* _Exercise task_: Copy the data below exactly, omitting any picture it contains.

::::

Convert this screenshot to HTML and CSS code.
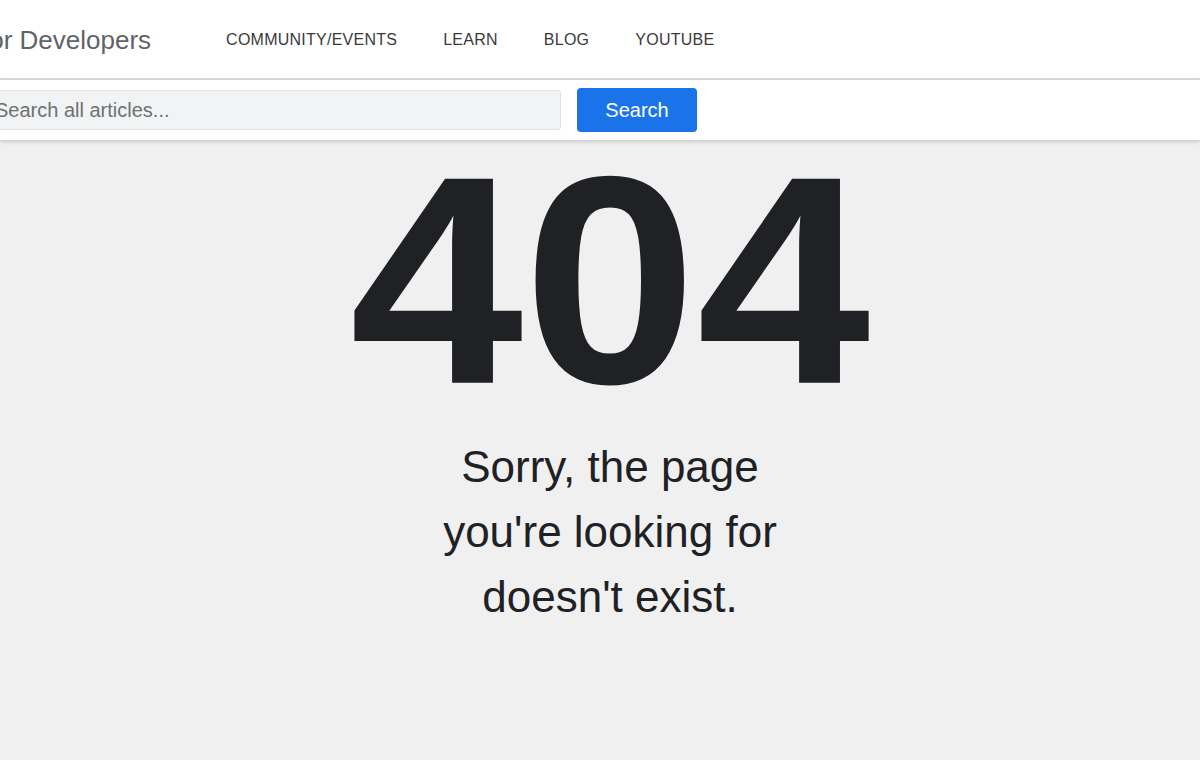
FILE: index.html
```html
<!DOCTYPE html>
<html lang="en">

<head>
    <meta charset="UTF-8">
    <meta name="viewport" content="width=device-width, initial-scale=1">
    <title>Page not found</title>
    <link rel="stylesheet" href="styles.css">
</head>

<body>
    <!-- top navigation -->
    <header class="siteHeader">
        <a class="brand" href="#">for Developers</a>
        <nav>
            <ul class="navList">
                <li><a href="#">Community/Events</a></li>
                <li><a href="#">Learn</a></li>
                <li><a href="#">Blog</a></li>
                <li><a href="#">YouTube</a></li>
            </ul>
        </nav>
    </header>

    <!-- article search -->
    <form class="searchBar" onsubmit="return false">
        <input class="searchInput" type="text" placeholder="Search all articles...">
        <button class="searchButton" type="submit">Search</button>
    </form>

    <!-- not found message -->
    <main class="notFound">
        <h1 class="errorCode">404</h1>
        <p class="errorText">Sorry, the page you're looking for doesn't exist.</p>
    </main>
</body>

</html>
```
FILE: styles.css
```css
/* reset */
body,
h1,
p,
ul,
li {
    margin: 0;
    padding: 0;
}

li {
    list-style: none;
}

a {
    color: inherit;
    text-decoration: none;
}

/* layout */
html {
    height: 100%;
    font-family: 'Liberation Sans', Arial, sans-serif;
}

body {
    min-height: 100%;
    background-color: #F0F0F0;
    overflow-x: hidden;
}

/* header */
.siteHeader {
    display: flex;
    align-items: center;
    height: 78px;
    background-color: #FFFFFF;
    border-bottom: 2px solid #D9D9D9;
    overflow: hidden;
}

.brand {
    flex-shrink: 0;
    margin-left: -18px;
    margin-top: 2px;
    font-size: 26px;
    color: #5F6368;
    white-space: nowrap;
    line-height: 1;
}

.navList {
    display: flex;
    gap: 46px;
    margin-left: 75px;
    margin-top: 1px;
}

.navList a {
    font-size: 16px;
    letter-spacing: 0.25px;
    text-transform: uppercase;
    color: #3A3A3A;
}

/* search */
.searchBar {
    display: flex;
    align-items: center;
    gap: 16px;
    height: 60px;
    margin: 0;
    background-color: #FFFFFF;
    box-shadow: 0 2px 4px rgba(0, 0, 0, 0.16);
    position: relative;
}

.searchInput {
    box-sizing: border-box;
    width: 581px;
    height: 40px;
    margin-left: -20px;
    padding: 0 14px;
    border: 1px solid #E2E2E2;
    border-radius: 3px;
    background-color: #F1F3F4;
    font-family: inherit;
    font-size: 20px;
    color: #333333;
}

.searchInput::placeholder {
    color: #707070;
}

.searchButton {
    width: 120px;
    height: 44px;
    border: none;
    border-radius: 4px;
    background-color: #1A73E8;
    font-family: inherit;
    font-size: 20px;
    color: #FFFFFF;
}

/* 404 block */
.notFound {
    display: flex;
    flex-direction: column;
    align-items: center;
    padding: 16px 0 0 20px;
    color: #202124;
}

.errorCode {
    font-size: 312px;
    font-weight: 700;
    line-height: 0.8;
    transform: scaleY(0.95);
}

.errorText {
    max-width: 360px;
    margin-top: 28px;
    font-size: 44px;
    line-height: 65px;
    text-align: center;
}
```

::::

* _Result for this task_:
Convert this screenshot to HTML and CSS code.
FILE: index.html
```html
<!DOCTYPE html>
<html lang="en">

<head>
    <meta charset="UTF-8">
    <meta name="viewport" content="width=device-width, initial-scale=1">
    <title>Page not found</title>
    <link rel="stylesheet" href="styles.css">
</head>

<body>
    <!-- top navigation -->
    <header class="siteHeader">
        <a class="brand" href="#">for Developers</a>
        <nav>
            <ul class="navList">
                <li><a href="#">Community/Events</a></li>
                <li><a href="#">Learn</a></li>
                <li><a href="#">Blog</a></li>
                <li><a href="#">YouTube</a></li>
            </ul>
        </nav>
    </header>

    <!-- article search -->
    <form class="searchBar" onsubmit="return false">
        <input class="searchInput" type="text" placeholder="Search all articles...">
        <button class="searchButton" type="submit">Search</button>
    </form>

    <!-- not found message -->
    <main class="notFound">
        <h1 class="errorCode">404</h1>
        <p class="errorText">Sorry, the page you're looking for doesn't exist.</p>
    </main>
</body>

</html>
```
FILE: styles.css
```css
/* reset */
body,
h1,
p,
ul,
li {
    margin: 0;
    padding: 0;
}

li {
    list-style: none;
}

a {
    color: inherit;
    text-decoration: none;
}

/* layout */
html {
    height: 100%;
    font-family: 'Liberation Sans', Arial, sans-serif;
}

body {
    min-height: 100%;
    background-color: #F0F0F0;
    overflow-x: hidden;
}

/* header */
.siteHeader {
    display: flex;
    align-items: center;
    height: 78px;
    background-color: #FFFFFF;
    border-bottom: 2px solid #D9D9D9;
    overflow: hidden;
}

.brand {
    flex-shrink: 0;
    margin-left: -18px;
    margin-top: 2px;
    font-size: 26px;
    color: #5F6368;
    white-space: nowrap;
    line-height: 1;
}

.navList {
    display: flex;
    gap: 46px;
    margin-left: 75px;
    margin-top: 1px;
}

.navList a {
    font-size: 16px;
    letter-spacing: 0.25px;
    text-transform: uppercase;
    color: #3A3A3A;
}

/* search */
.searchBar {
    display: flex;
    align-items: center;
    gap: 16px;
    height: 60px;
    margin: 0;
    background-color: #FFFFFF;
    box-shadow: 0 2px 4px rgba(0, 0, 0, 0.16);
    position: relative;
}

.searchInput {
    box-sizing: border-box;
    width: 581px;
    height: 40px;
    margin-left: -20px;
    padding: 0 14px;
    border: 1px solid #E2E2E2;
    border-radius: 3px;
    background-color: #F1F3F4;
    font-family: inherit;
    font-size: 20px;
    color: #333333;
}

.searchInput::placeholder {
    color: #707070;
}

.searchButton {
    width: 120px;
    height: 44px;
    border: none;
    border-radius: 4px;
    background-color: #1A73E8;
    font-family: inherit;
    font-size: 20px;
    color: #FFFFFF;
}

/* 404 block */
.notFound {
    display: flex;
    flex-direction: column;
    align-items: center;
    padding: 16px 0 0 20px;
    color: #202124;
}

.errorCode {
    font-size: 312px;
    font-weight: 700;
    line-height: 0.8;
    transform: scaleY(0.95);
}

.errorText {
    max-width: 360px;
    margin-top: 28px;
    font-size: 44px;
    line-height: 65px;
    text-align: center;
}
```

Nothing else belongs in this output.